"Measuring" how far is one Banach space from being surjectively isometric to another Bonjour/bonsoir à toutes et à tous.
Assume that $\mathbf{V} \equiv (V, \|\cdot\|_V)$ and $\mathbf{W} \equiv (W, \|\cdot\|_W)$ are Banach spaces (over the real or complex field). 

Question 1. What are some appropriate indices you
  might use to "measure" how far is
  $\mathbf{V}$ from being i)
  surjectively isometric (see note N1) or ii)
  isometrically isomorphic to
  $\mathbf{W}$ (see note N2)?

I am conscious that the question may sound a little vague, so take the Banach-Mazur distance as a practical example of what I (am trying to) mean.
Added later. After an answer by Bill Johnson (see below), I'm adding here that another index (in the sense of Question 1) is given, for the non-linear case, by the Lipschitz distance (or Lipschitz distorsion). This is known to be the same as the Banach-Mazur distance so far as $\mathbf{V}$ and $\mathbf{W}$ are (isomorphic and) finite-dimensional. Yet, as still pointed out by BJ, the same question, when raised in the infinite-dimensional setting with regard to the separable case, is an open problem to date. A further possibility, when $\dim(V) = \dim(W) < \infty$, is given by the so-called weak Banach-Mazur distance (see my comment to Bill's first answer for a reference).

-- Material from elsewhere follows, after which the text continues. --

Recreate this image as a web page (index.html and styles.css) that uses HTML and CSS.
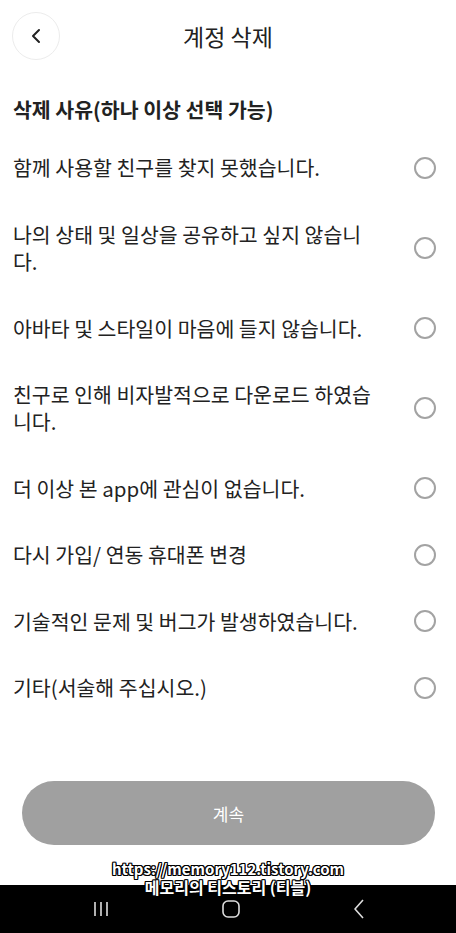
FILE: index.html
```html
<html><head><meta charset="UTF-8">
    <link rel="stylesheet" href="styles.css">
</head>
<body>
    <div id="ekran">
        <div id="naglowek">
            <div class="wstecz">
                <svg width="14" height="16" viewBox="0 0 14 16"><path d="M10 2 L4 8 L10 14" fill="none" stroke="#222" stroke-width="2" stroke-linecap="round" stroke-linejoin="round"/></svg>
            </div>
            <div id="tytul">계정 삭제</div>
            <div class="pusty"></div>
        </div>

        <div id="tresc">
            <div id="podtytul">삭제 사유(하나 이상 선택 가능)</div>
            <div id="lista">
                <div class="pozycja"><div class="napis">함께 사용할 친구를 찾지 못했습니다.</div><div class="radio"></div></div>
                <div class="pozycja"><div class="napis">나의 상태 및 일상을 공유하고 싶지 않습니다.</div><div class="radio"></div></div>
                <div class="pozycja"><div class="napis">아바타 및 스타일이 마음에 들지 않습니다.</div><div class="radio"></div></div>
                <div class="pozycja"><div class="napis">친구로 인해 비자발적으로 다운로드 하였습니다.</div><div class="radio"></div></div>
                <div class="pozycja"><div class="napis">더 이상 본 app에 관심이 없습니다.</div><div class="radio"></div></div>
                <div class="pozycja"><div class="napis">다시 가입/ 연동 휴대폰 변경</div><div class="radio"></div></div>
                <div class="pozycja"><div class="napis">기술적인 문제 및 버그가 발생하였습니다.</div><div class="radio"></div></div>
                <div class="pozycja"><div class="napis">기타(서술해 주십시오.)</div><div class="radio"></div></div>
            </div>
        </div>

        <div id="przycisk">
            <div id="dalej">계속</div>
        </div>

        <div id="stopka">
            <svg width="16" height="16" viewBox="0 0 16 16"><path d="M2 1 V15 M8 1 V15 M14 1 V15" stroke="#ddd" stroke-width="1.6"/></svg>
            <svg width="18" height="18" viewBox="0 0 18 18"><rect x="1" y="1" width="16" height="16" rx="5" fill="none" stroke="#ddd" stroke-width="1.6"/></svg>
            <svg width="12" height="20" viewBox="0 0 12 20"><path d="M10 1 L2 10 L10 19" fill="none" stroke="#ddd" stroke-width="1.6" stroke-linejoin="round"/></svg>
        </div>

        <div id="znak">
            <div>https://memory112.tistory.com</div>
            <div class="druga">메모리의 티스토리 (티블)</div>
        </div>
    </div>
</body></html>
```

FILE: styles.css
```css
body {
    margin: 0;
    font-family: "Noto Sans CJK KR", "Noto Sans", sans-serif;
    background-color: white;
    color: #222;
}

#ekran {
    width: 456px;
    height: 933px;
    display: flex;
    flex-direction: column;
    position: relative;
    overflow: hidden;
}

#naglowek {
    height: 72px;
    padding: 0 12px;
    display: flex;
    align-items: center;
    justify-content: space-between;
    box-sizing: border-box;
}

.wstecz {
    width: 46px;
    height: 46px;
    border: 1px solid #ececec;
    border-radius: 50%;
    display: flex;
    align-items: center;
    justify-content: center;
}

.pusty {
    width: 48px;
}

#tytul {
    font-size: 23px;
    line-height: 28px;
}

#tresc {
    flex: 1;
}

#podtytul {
    margin-top: 24px;
    padding: 0 13px;
    font-size: 20.5px;
    font-weight: bold;
    line-height: 27px;
}

#lista {
    margin-top: 11px;
}

.pozycja {
    display: flex;
    align-items: center;
    padding: 20px 20px 20px 13px;
}

.pozycja:nth-child(n+3) {
    margin-top: -0.5px;
}

.napis {
    width: 361px;
    font-size: 20.5px;
    line-height: 27px;
}

.radio {
    margin-left: auto;
    width: 18px;
    height: 18px;
    border: 2px solid #a3a3a3;
    border-radius: 50%;
}

#przycisk {
    padding: 0 21px 40px 22px;
}

#dalej {
    height: 64px;
    border-radius: 32px;
    background-color: #a0a0a0;
    color: white;
    font-size: 17px;
    display: flex;
    align-items: center;
    justify-content: center;
}

#stopka {
    height: 48px;
    background-color: black;
    display: flex;
    align-items: center;
    justify-content: space-between;
    padding: 0 91px 0 93px;
}

#znak {
    position: absolute;
    left: 0;
    right: 0;
    top: 860px;
    text-align: center;
    color: white;
    font-weight: bold;
    font-size: 15px;
    line-height: 18px;
    text-shadow: 1px 0 0 #000, -1px 0 0 #000, 0 1px 0 #000, 0 -1px 0 #000,
        1px 1px 0 #000, -1px -1px 0 #000, 1px -1px 0 #000, -1px 1px 0 #000;
}

#znak .druga {
    font-size: 16px;
}
```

Question 2. Could you provide some concrete examples illustrating why, depending on the case, the one index should be preferred to the others (if any)?

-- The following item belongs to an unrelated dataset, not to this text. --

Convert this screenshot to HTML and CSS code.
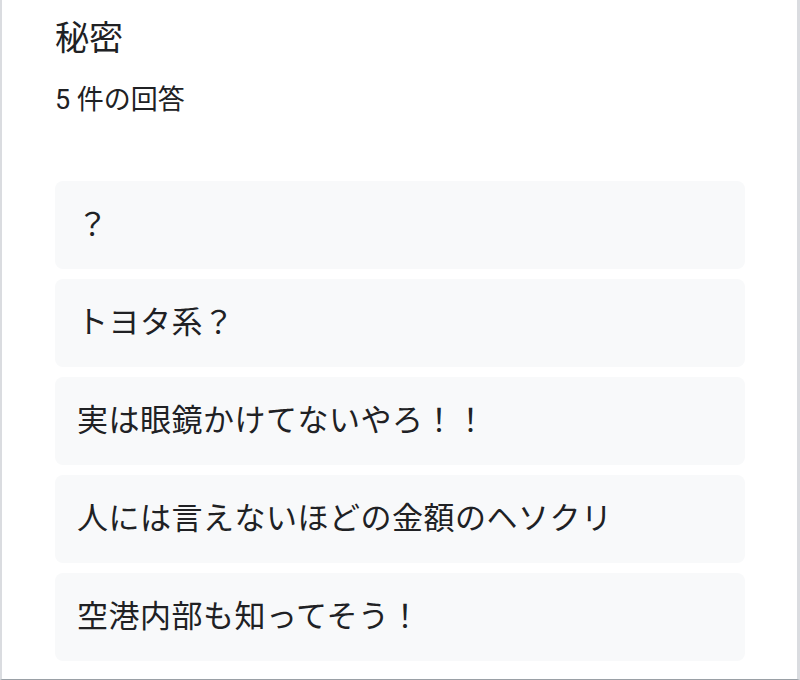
FILE: index.html
```html
<!DOCTYPE html>
<html lang="ja">
<head>
<meta charset="utf-8">
<link rel="stylesheet" href="styles.css">
</head>
<body>
<div class="card">
  <div class="title">秘密</div>
  <div class="count">5 件の回答</div>
  <div class="answers">
    <div class="answer">？</div>
    <div class="answer">トヨタ系？</div>
    <div class="answer">実は眼鏡かけてないやろ！！</div>
    <div class="answer">人には言えないほどの金額のヘソクリ</div>
    <div class="answer">空港内部も知ってそう！</div>
  </div>
</div>
</body>
</html>
```
FILE: styles.css
```css
html, body {
  margin: 0;
  padding: 0;
  background: #ffffff;
}
body {
  font-family: Roboto, "Noto Sans CJK JP", sans-serif;
  color: #202124;
}
.card {
  box-sizing: border-box;
  width: 800px;
  height: 680px;
  border-left: 2px solid #dadce0;
  border-right: 3px solid #dadce0;
  border-bottom: 1px solid #9aa0a6;
  padding: 18px 52px 0 53px;
  overflow: hidden;
}
.title {
  font-size: 34px;
  line-height: 40px;
}
.count {
  margin-top: 24px;
  font-size: 27px;
  line-height: 36px;
}
.answers {
  margin-top: 63px;
  display: flex;
  flex-direction: column;
  gap: 10px;
}
.answer {
  background: #f8f9fa;
  border-radius: 8px;
  padding: 24px 22px;
  font-size: 31px;
  line-height: 40px;
  letter-spacing: 0.5px;
}
```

My apologies in advance if the question has been already asked.
Notes. (N1) Following a comment by Yemon Choi, I emphasize that, unless differently stated, I am using the term isometry to refer to both linear and non-linear isometries. (N2) Of course, in the real case, there is no true need to distinguish between conditions i) and ii) in the statement of Question 1 (by the Mazur-Ulam theorem).
 A: For (i) the usual thing is to take the Lipschitz analogue of the Banach-Mazur distance; namely, the infimum over injective and surjective maps $T$ from $V$ to $W$ of the Lipschitz constant of $T$ times the Lipschitz constant of $T^{-1}$.  Whether this is equivalent to the Banach-Mazur distance for separable Banach spaces is a well known open problem.  See the book by Benyamini and Lindenstrauss.  
A: Rather than talk about the weak distance and distance, it is better to discuss the weak factorization constant and the factorization constant of an operator $u$ through an operator $T$.  The factorization constant of $u: X\to Y$ through $T:Z\to W$, $\gamma_T(u)$, is the infimum of $\|\alpha\|\cdot \|\beta\|$ over all $\alpha:X\to Z$ and $\beta:W\to Y$ for which $\beta T \alpha =u$.  This measurement of the size of $u$ is generally not a norm, but you can convexify it to get the weak factorization constant, $\hat{\gamma}_T(u)$, of $u$ through $T$, which is defined to be the infimum of $\sum_i \gamma_T(u_i)$ s.t. $u=\sum_i u_i$. The (weak)  factorization constant of $u$ through a space $Z$ is just the (weak) factorization constant of $u$ through $I_Z$. Obviously you can write down the distance and weak distance in terms of factorization and weak factorization constants. 
One classical situation in which these parameters differ a lot is in my Studia Math. 89 (1988), 79--103 paper with Figiel and Schechtman.  Let $u$ be the basis to basis mapping from $\ell_2^n$ to the first $n$ Rademacher functions in $L_1$. The factorization constant of this operator through $\ell_1^{Cn}$ is large for any fixed $C$, but the weak factorization constant through $\ell_1^n$ is bounded independently of $n$.  That is, you cannot well factor this embedding of $\ell_2^n$ through a low dimensional $L_1$ space, but you can well weakly factor it through $\ell_1^n$ (in fact, any operator from $\ell_2^n$ into $L_1$ well weakly factors through $\ell_1^n$; see Proposition 5.5 of the paper I mentioned above).  We also show that if you want to well factor this Rademacher embedding $u$ through $\ell_1^k$, then $k$ must be at least exponential in $n$.